Challenge: make this Go function inlinable and free of bounds checks

# Challenge: make this Go function inlinable and free of bounds checks

In this post, I challenge you to refactor a small function in such a way as to make it inlinable and free of bounds checks, for better performance.

**Disclaimer**: this post assumes version 1.24.2 of the (official) Go
compiler; you may get different results with other versions of the Go
compiler or with other implementations of the Go language.

## Function inlining & bounds-check elimination ¶

Some familiarity with function inlining and bounds-check elimination is a prerequisite for attempting my challenge. The following three sections serve as a crash course on those topics. Feel free to skip straight to the challenge itself.
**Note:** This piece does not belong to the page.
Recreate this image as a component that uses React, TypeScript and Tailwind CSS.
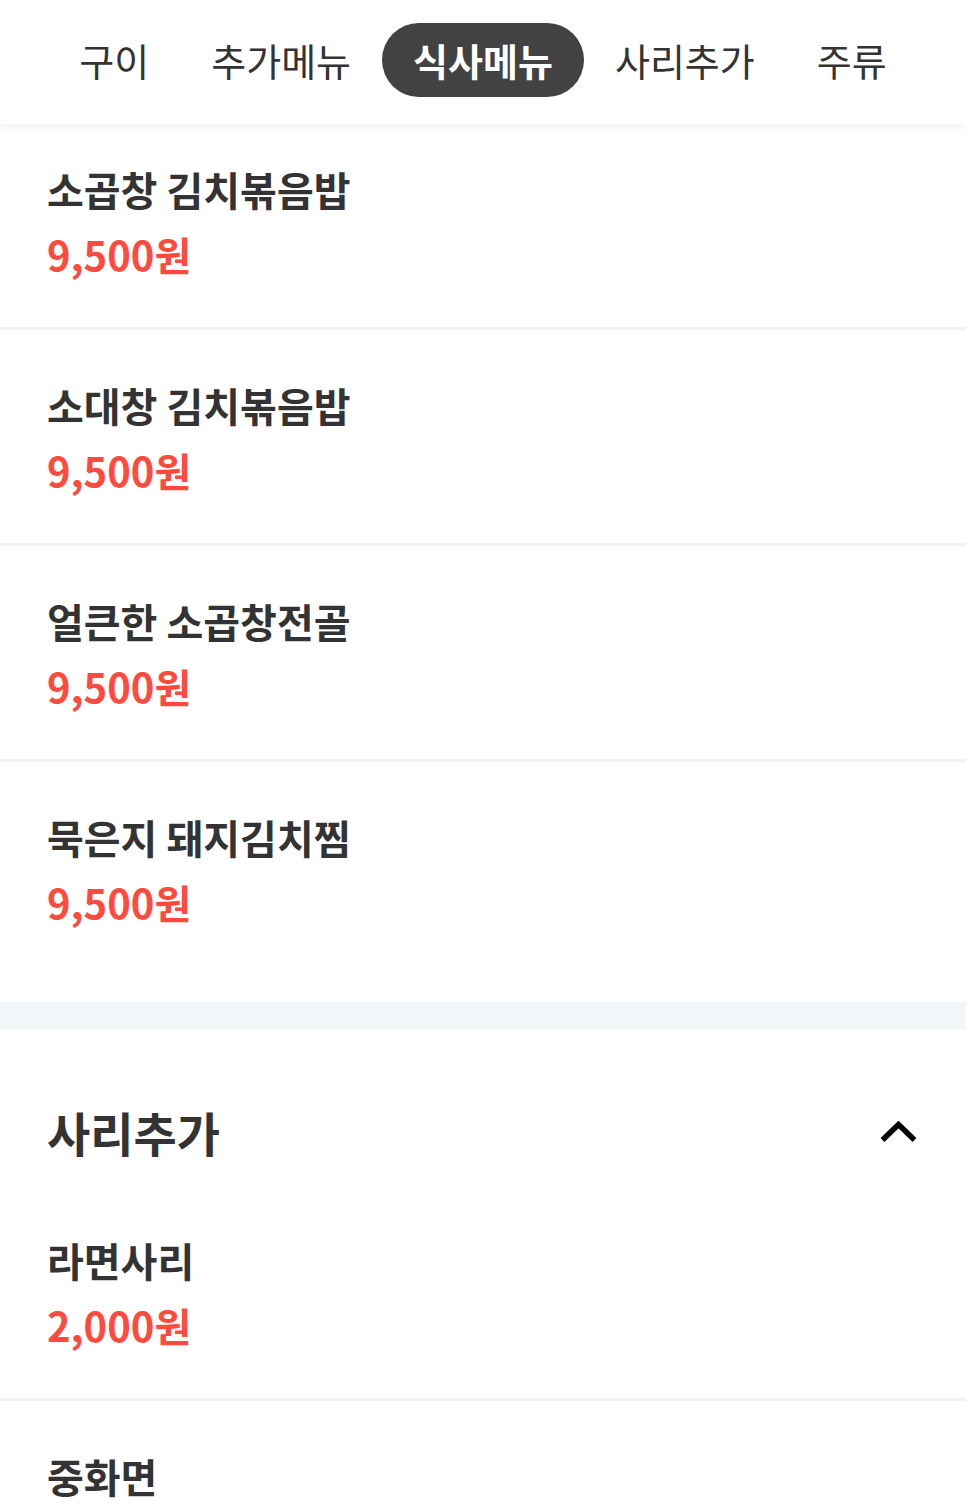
import React from 'react';

const tabs = ['구이', '추가메뉴', '식사메뉴', '사리추가', '주류'];

const mealMenu = [
  { name: '소곱창 김치볶음밥', price: '9,500원' },
  { name: '소대창 김치볶음밥', price: '9,500원' },
  { name: '얼큰한 소곱창전골', price: '9,500원' },
  { name: '묵은지 돼지김치찜', price: '9,500원' },
];

const sariMenu = [
  { name: '라면사리', price: '2,000원' },
  { name: '중화면', price: '2,000원' },
];

function MenuItem({ name, price, first, last }: { name: string; price: string; first?: boolean; last?: boolean }) {
  return (
    <div
      className={`flex flex-col gap-[17px] px-[47px] ${first ? 'pt-[41px]' : 'pt-[51px]'} pb-[49px] ${
        last ? '' : 'border-b-[3px] border-[#f2f2f2]'
      }`}
    >
      <div className="text-[40px] leading-[48px] font-bold text-[#333333]">{name}</div>
      <div className="text-[40px] leading-[48px] font-bold text-[#ff4a3d]">{price}</div>
    </div>
  );
}

export default function App() {
  return (
    <div
      className="w-full min-h-screen bg-white overflow-hidden"
      style={{ fontFamily: '"Noto Sans CJK KR", "Noto Sans", sans-serif' }}
    >
      <nav className="relative z-10 h-[124px] bg-white flex justify-center items-start pt-[23px] shadow-[0_4px_10px_rgba(0,0,0,0.05)]">
        {tabs.map((tab) => {
          const active = tab === '식사메뉴';
          return (
            <div
              key={tab}
              className={`h-[74px] px-[31px] flex items-center rounded-full text-[38px] leading-none ${
                active ? 'bg-[#424242] text-white font-bold' : 'text-[#333333] font-normal'
              }`}
            >
              {tab}
            </div>
          );
        })}
      </nav>

      <section className="pb-[27px]">
        {mealMenu.map((item, i) => (
          <MenuItem key={item.name} {...item} first={i === 0} last={i === mealMenu.length - 1} />
        ))}
      </section>

      <div className="h-[27px] bg-[#f3f6f9]" />

      <section className="pt-[73px]">
        <div className="h-[60px] flex items-center justify-between pl-[47px] pr-[49px] mb-[23px]">
          <h2 className="text-[47px] leading-[60px] font-bold text-[#333333]">사리추가</h2>
          <svg width="37" height="22" viewBox="0 0 37 22" fill="none">
            <polyline points="2.5,19 18.5,3.5 34.5,19" stroke="#000" strokeWidth="5.5" strokeLinejoin="miter" />
          </svg>
        </div>
        {sariMenu.map((item, i) => (
          <MenuItem key={item.name} {...item} last={i === sariMenu.length - 1} />
        ))}
      </section>
    </div>
  );
}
### Function inlining 101 ¶

Inlining is a compiler strategy that can roughly be described as “substituting the body of a function for calls to that function”. Because it eliminates some function-call overhead, inlining often results in faster program execution. However, function inlining also increases the size of the resulting binaries, and indiscriminate inlining could cause compilers to produce prohibitively large binaries. Therefore, compilers typically restrict eligibility for inlining to functions that they deem “simple enough”.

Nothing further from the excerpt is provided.